Seldom are the roots of blues music made so vivid. Record collector and historian Mike Hatfield gently places a well-worn 78 RPM disc of Ma Rainey's "Boll Weevil Blues" on a Victrola-style phonograph, cranks up the mechanism, sets the turntable in motion, and delicately positions the metal needle into the grooves. As Rainey wails her lamentations, an 80-year history is bridged. Of note, both the phonograph and record bear the same imprimatur: Paramount. Thus both testify to an era when the southeastern Wisconsin communities of Grafton and Port Washington were a fundamental part of the first decade of recorded blues music.
"Perhaps 20% to 25% of the most important blues recordings of the 1920s were on Paramount ," Hatfield stated. His assertion stems from almost a decade of intensive research, which he will share in a lecture at the Cedarburg Cultural Center on Thursday, April 24. "My interest in seminal blues began after I was dumped by a girlfriend," he said. "I listened to Robert Johnson, Son House, and many others – the sound, the lyrics, the feel of the music – I felt it was talking to me in those angst-ridden recordings." Hatfield turned to research books for more information. "Every one mentioned Port Washington and Grafton. I thought it was weird – why would blues music have anything to do with Wisconsin?" Hatfield 's job as a teacher gave him the opportunity to spend summers combing through libraries, courthouses, and historical societies across Ozaukee County. "Every time I would discover one bit of information, it would lead me to other things."

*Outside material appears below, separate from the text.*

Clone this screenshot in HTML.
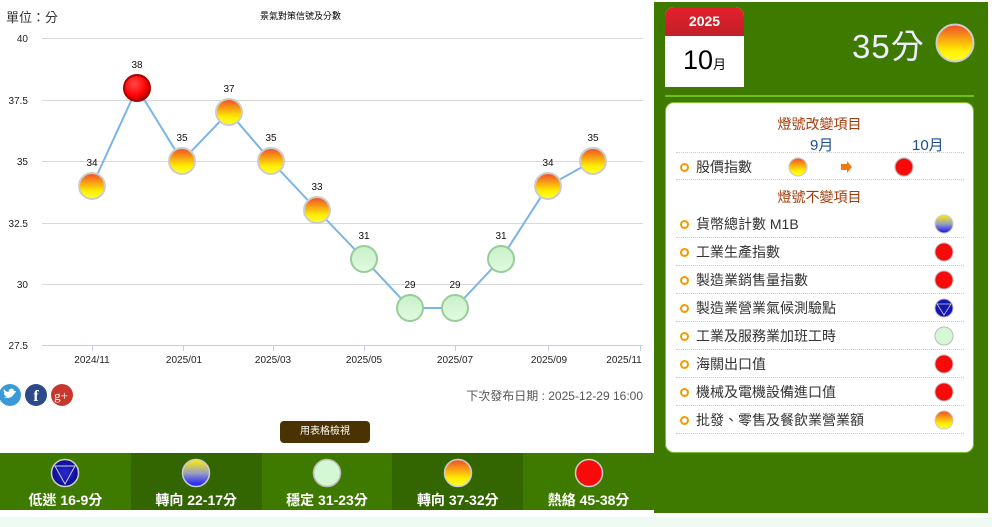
<!DOCTYPE html>
<html><head><meta charset="utf-8">
<style>
*{margin:0;padding:0;box-sizing:border-box}
body{width:992px;height:527px;overflow:hidden;background:#eefaf2;font-family:"Liberation Sans","Noto Sans CJK TC",sans-serif;position:relative}
.main{position:absolute;left:0;top:0;width:992px;height:517px;background:#fff}
.legend{position:absolute;left:0;top:453px;width:654px;height:57px;display:flex}
.legend div{flex:1;color:#fff;font-size:14px;font-weight:bold;text-align:center;position:relative}
.legend div svg{position:absolute;left:50%;margin-left:-15px;top:5px}
.legend div span{position:absolute;left:0;right:0;top:37px}
.panel{position:absolute;left:654px;top:2px;width:334px;height:511px;background:#3f7a00}
.cal{position:absolute;left:11px;top:5px;width:79px;height:80px;background:#fff;border-radius:9px 9px 0 0;overflow:hidden}
.cal .top{height:29px;background:linear-gradient(#e5212b,#c0202a);color:#fff;font-size:14px;font-weight:bold;text-align:center;line-height:29px}
.cal .d{text-align:center;font-size:27px;color:#000;line-height:48px}
.cal .d small{font-size:13px}
.score{position:absolute;left:198px;top:18px;color:#eef;font-size:33px;letter-spacing:1px}
.hr{position:absolute;left:11px;top:93px;width:309px;height:2px;background:#6cbf1c}
.box{position:absolute;left:11px;top:100px;width:309px;height:351px;background:#fff;border-radius:9px;border:1px solid #7cc02a}
.box .h{position:absolute;left:0;right:0;text-align:center;color:#a33a0a;font-size:14px}
.row{position:absolute;left:10px;width:288px;height:28px;border-bottom:1px dotted #ccc;font-size:14px;color:#333;line-height:28px;padding-left:20px}
.row:before{content:"";position:absolute;left:4px;top:10px;width:9px;height:9px;border-radius:50%;border:2.5px solid #f39a00;box-sizing:border-box}
.row svg{position:absolute;right:10px;top:4px}
</style></head><body>
<div class="main">
<svg width="654" height="410" style="position:absolute;left:0;top:0" font-family="Liberation Sans,Noto Sans CJK TC,sans-serif">
<defs>
<radialGradient id="r" cx="40%" cy="35%" r="65%"><stop offset="0" stop-color="#ff4a4a"/><stop offset=".7" stop-color="#f00"/><stop offset="1" stop-color="#a00"/></radialGradient>
<linearGradient id="o" x1="0" y1="0" x2="0" y2="1"><stop offset="0" stop-color="#f04a2a"/><stop offset=".7" stop-color="#ffee00"/><stop offset="1" stop-color="#ffff30"/></linearGradient>
<linearGradient id="g" x1="0" y1="0" x2="0" y2="1"><stop offset="0" stop-color="#c8f0c8"/><stop offset="1" stop-color="#e0fbe0"/></linearGradient>
</defs>
<text x="6" y="22" font-size="13" fill="#333">單位：分</text>
<text x="260" y="19" font-size="9" fill="#000">景氣對策信號及分數</text>
<g stroke="#d8d8d8" stroke-width="1">
<line x1="42" y1="38.5" x2="643" y2="38.5"/><line x1="42" y1="100.5" x2="643" y2="100.5"/><line x1="42" y1="161.5" x2="643" y2="161.5"/><line x1="42" y1="223.5" x2="643" y2="223.5"/><line x1="42" y1="284.5" x2="643" y2="284.5"/>
</g>
<line x1="42" y1="345.5" x2="643" y2="345.5" stroke="#c0d0e0"/>
<g stroke="#c0d0e0"><line x1="92.5" y1="345" x2="92.5" y2="351"/><line x1="183.5" y1="345" x2="183.5" y2="351"/><line x1="273.5" y1="345" x2="273.5" y2="351"/><line x1="364.5" y1="345" x2="364.5" y2="351"/><line x1="455.5" y1="345" x2="455.5" y2="351"/><line x1="548.5" y1="345" x2="548.5" y2="351"/><line x1="640.5" y1="345" x2="640.5" y2="351"/></g>
<g font-size="10" fill="#222" text-anchor="end"><text x="28" y="42">40</text><text x="28" y="104">37.5</text><text x="28" y="165">35</text><text x="28" y="227">32.5</text><text x="28" y="288">30</text><text x="28" y="349">27.5</text></g>
<g font-size="10" fill="#222" text-anchor="middle"><text x="92" y="363">2024/11</text><text x="184" y="363">2025/01</text><text x="273" y="363">2025/03</text><text x="364" y="363">2025/05</text><text x="455" y="363">2025/07</text><text x="549" y="363">2025/09</text><text x="624" y="363">2025/11</text></g>
<polyline fill="none" stroke="#7ab4e8" stroke-width="2" points="92,186 137,88 182,161 229,112 271,161 317,210 364,259 410,308 455,308 501,259 548,186 593,161"/>
<g stroke="#ccc" stroke-width="2">
<circle cx="92" cy="186" r="13" fill="url(#o)"/><circle cx="137" cy="88" r="13" fill="url(#r)" stroke="#a00"/><circle cx="182" cy="161" r="13" fill="url(#o)"/><circle cx="229" cy="112" r="13" fill="url(#o)"/><circle cx="271" cy="161" r="13" fill="url(#o)"/><circle cx="317" cy="210" r="13" fill="url(#o)"/>
<circle cx="364" cy="259" r="13" fill="url(#g)" stroke="#9c9"/><circle cx="410" cy="308" r="13" fill="url(#g)" stroke="#9c9"/><circle cx="455" cy="308" r="13" fill="url(#g)" stroke="#9c9"/><circle cx="501" cy="259" r="13" fill="url(#g)" stroke="#9c9"/>
<circle cx="548" cy="186" r="13" fill="url(#o)"/><circle cx="593" cy="161" r="13" fill="url(#o)"/>
</g>
<g font-size="10" fill="#111" text-anchor="middle"><text x="92" y="166">34</text><text x="137" y="68">38</text><text x="182" y="141">35</text><text x="229" y="92">37</text><text x="271" y="141">35</text><text x="317" y="190">33</text><text x="364" y="239">31</text><text x="410" y="288">29</text><text x="455" y="288">29</text><text x="501" y="239">31</text><text x="548" y="166">34</text><text x="593" y="141">35</text></g>
<circle cx="10" cy="395" r="11" fill="#3a9ad8"/><path d="M4 397c3 2 8 1 10-3 1-1 2-2 2-3l-2 0c0-2-2-3-4-2-1 1-2 2-1 3-2 0-4-1-5-3-1 2 0 4 1 4l-1 0c0 2 1 3 3 3-1 1-2 1-3 1z" fill="#fff"/>
<circle cx="36" cy="395" r="11" fill="#2c4a8a"/><text x="36" y="401" font-size="16" font-weight="bold" fill="#fff" text-anchor="middle" font-family="Liberation Serif,serif">f</text>
<circle cx="62" cy="395" r="11" fill="#c8372e"/><text x="61" y="400" font-size="13" fill="#fff" text-anchor="middle" font-family="Liberation Serif,serif">g+</text>
<text x="643" y="400" font-size="12" fill="#555" text-anchor="end">下次發布日期 : 2025-12-29 16:00</text>
</svg>
<div style="position:absolute;left:280px;top:421px;width:90px;height:22px;background:#4a3300;border-radius:4px;color:#fff;font-size:10px;text-align:center;line-height:22px">用表格檢視</div>
<div class="legend">
<div style="background:#3f7a00"><svg width="30" height="30"><defs><radialGradient id="bl2"><stop offset="0" stop-color="#2a2ad0"/><stop offset="1" stop-color="#0a0a90"/></radialGradient></defs><circle cx="15" cy="15" r="13.5" fill="url(#bl2)" stroke="#ccc" stroke-width="1.5"/><path d="M5 8H25L15 26Z" fill="none" stroke="#ccd" stroke-width="1"/></svg><span>低迷 16-9分</span></div>
<div style="background:#336600"><svg width="30" height="30"><defs><linearGradient id="b2" x1="0" y1="0" x2="0" y2="1"><stop offset="0" stop-color="#ffee00"/><stop offset=".5" stop-color="#9aa0c0"/><stop offset="1" stop-color="#1010ff"/></linearGradient></defs><circle cx="15" cy="15" r="13.5" fill="url(#b2)" stroke="#ccc" stroke-width="1.5"/></svg><span>轉向 22-17分</span></div>
<div style="background:#3f7a00"><svg width="30" height="30"><circle cx="15" cy="15" r="13.5" fill="#d4f7d4" stroke="#bbb" stroke-width="1.5"/></svg><span>穩定 31-23分</span></div>
<div style="background:#336600"><svg width="30" height="30"><defs><linearGradient id="o2" x1="0" y1="0" x2="0" y2="1"><stop offset="0" stop-color="#f04a2a"/><stop offset=".7" stop-color="#ffee00"/><stop offset="1" stop-color="#ffff30"/></linearGradient></defs><circle cx="15" cy="15" r="13.5" fill="url(#o2)" stroke="#ccc" stroke-width="1.5"/></svg><span>轉向 37-32分</span></div>
<div style="background:#3f7a00"><svg width="30" height="30"><circle cx="15" cy="15" r="13.5" fill="#f80a0a" stroke="#ccc" stroke-width="1.5"/></svg><span>熱絡 45-38分</span></div>
</div>
<div class="panel">
<div class="cal"><div class="top">2025</div><div class="d">10<small>月</small></div></div>
<div class="score">35分</div>
<svg width="42" height="42" style="position:absolute;left:280px;top:20px"><defs><linearGradient id="o3" x1="0" y1="0" x2="0" y2="1"><stop offset="0" stop-color="#f04a2a"/><stop offset=".7" stop-color="#ffee00"/><stop offset="1" stop-color="#ffff30"/></linearGradient></defs><circle cx="21" cy="21" r="18.5" fill="url(#o3)" stroke="#ccc" stroke-width="2"/></svg>
<div class="hr"></div>
<div class="box">
<div class="h" style="top:11px">燈號改變項目</div>
<div style="position:absolute;left:144px;top:31px;color:#1a4f8a;font-size:15px">9月</div>
<div style="position:absolute;left:246px;top:31px;color:#1a4f8a;font-size:15px">10月</div>
<div class="row" style="top:49px;border-top:1px dotted #ccc">股價指數
<svg width="220" height="22" style="right:12px;top:3px;position:absolute"><defs><linearGradient id="o4" x1="0" y1="0" x2="0" y2="1"><stop offset="0" stop-color="#f04a2a"/><stop offset=".7" stop-color="#ffee00"/><stop offset="1" stop-color="#ffff30"/></linearGradient></defs><circle cx="66" cy="11" r="9" fill="url(#o4)" stroke="#ccc" stroke-width="1.2"/><path d="M109 8h6v-3l5 6-5 6v-3h-6z" fill="#f07a10"/><circle cx="172" cy="11" r="9" fill="#f80a0a" stroke="#bbb" stroke-width="1.2"/></svg></div>
<div class="h" style="top:84px">燈號不變項目</div>
<div class="row" style="top:107px">貨幣總計數 M1B<svg width="20" height="20"><circle cx="10" cy="10" r="9" fill="url(#b2)" stroke="#ccc"/></svg></div>
<div class="row" style="top:135px">工業生產指數<svg width="20" height="20"><circle cx="10" cy="10" r="9" fill="#f80a0a" stroke="#bbb"/></svg></div>
<div class="row" style="top:163px">製造業銷售量指數<svg width="20" height="20"><circle cx="10" cy="10" r="9" fill="#f80a0a" stroke="#bbb"/></svg></div>
<div class="row" style="top:191px">製造業營業氣候測驗點<svg width="20" height="20"><circle cx="10" cy="10" r="9" fill="#1515b0" stroke="#bbb"/><path d="M3 6H17L10 17Z" fill="none" stroke="#ccd" stroke-width=".8"/></svg></div>
<div class="row" style="top:219px">工業及服務業加班工時<svg width="20" height="20"><circle cx="10" cy="10" r="9" fill="#d4f7d4" stroke="#bbb"/></svg></div>
<div class="row" style="top:247px">海關出口值<svg width="20" height="20"><circle cx="10" cy="10" r="9" fill="#f80a0a" stroke="#bbb"/></svg></div>
<div class="row" style="top:275px">機械及電機設備進口值<svg width="20" height="20"><circle cx="10" cy="10" r="9" fill="#f80a0a" stroke="#bbb"/></svg></div>
<div class="row" style="top:303px">批發、零售及餐飲業營業額<svg width="20" height="20"><circle cx="10" cy="10" r="9" fill="url(#o4)" stroke="#ccc"/></svg></div>
</div>
</div>
</div>
</body></html>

Hatfield's research has traced an entire corporate history – with beginnings that pre-dated recorded music. "In 1888, Fred Dennett incorporated the Wisconsin Chair Corporation in Port Washington," he said. As the corporation grew, its shops began to produce cabinets for the earliest phonographs. "In 1916, the patent laws for phonographs expired, and the company began to make its own phonographs." By 1917, the company had also set up a record pressing plant in Grafton, using recordings made in cities such as New York and Chicago; to add cachet, the recording unit identified itself as the New York Recording Laboratories (NYRL). "Most of the earliest records were on the Puritan label, but the Paramount label ultimately emerged as the company's primary label," Hatfield said.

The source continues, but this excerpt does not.